In the churchyard of St. Nicholas, a strange grave shows the effigy of a cleric, probably a bishop, overlooked by two stone heads. Locally, the effigy is reputed to be that of St. Nicholas, Bishop of Myra (a.k.a. Santa Claus), with the heads depicting the two crusaders who brought the remains of the bishop back to Ireland.
The bones of the story are that a band of Irish-Norman knights journeyed to the Holy Land during the Crusades. After much derring-do, they seized the remains of the much revered St. Nicholas and brought them back home to Kilkenny.
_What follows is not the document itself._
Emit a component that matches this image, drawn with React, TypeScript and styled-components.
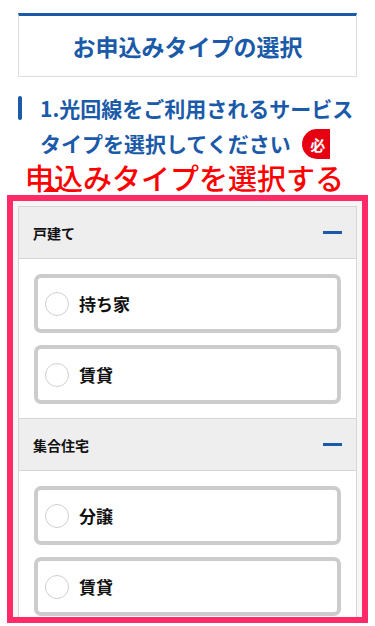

Most historical sources, to be fair, claim the bones of St. Nicholas in fact went to Bari, in Italy. However, anything to do with St. Nicholas is shrouded in mystery - his very existence is not even confirmed with great conviction in any historic document.
Y is for Yurt
Awaken in your yurt to the sound of waves gently lapping at rocks below you on Ireland’s southerly most island. Yep you’re on Cape Clear, a 45 minute ferry trip from Baltimore. Your yurt is a type of tent originating in Mongolia and made from natural fibres and timber. This framework is covered in thick felt and protective materials to make a warm snug, calm environment. Light your log stove, shut your wooden door on the elements and bring out your fiddle or favourite book.
Z is for Zoo
Z, so often the bugbear of any list maker, could have been particularly difficult for Irish destinations. After all, there’s no Z in the Irish language, and consequently only one place name on the whole island carries the letter - Poyntzpass in Co. Down. But no need for panic here. Dublin Zoo in the Phoenix Park is the second most-visited attraction in Ireland, and it’s not difficult to see why. The zoo is preeminent in conservation, study and education.
Fame has touched Dublin Zoo as well — a former inhabitant became one of the best known faces in the world in the 20th century. The first MGM lion (who roars at the beginning of all MGM films) was called Slats, born in Dublin Zoo in 1919, and originally named Cairbre.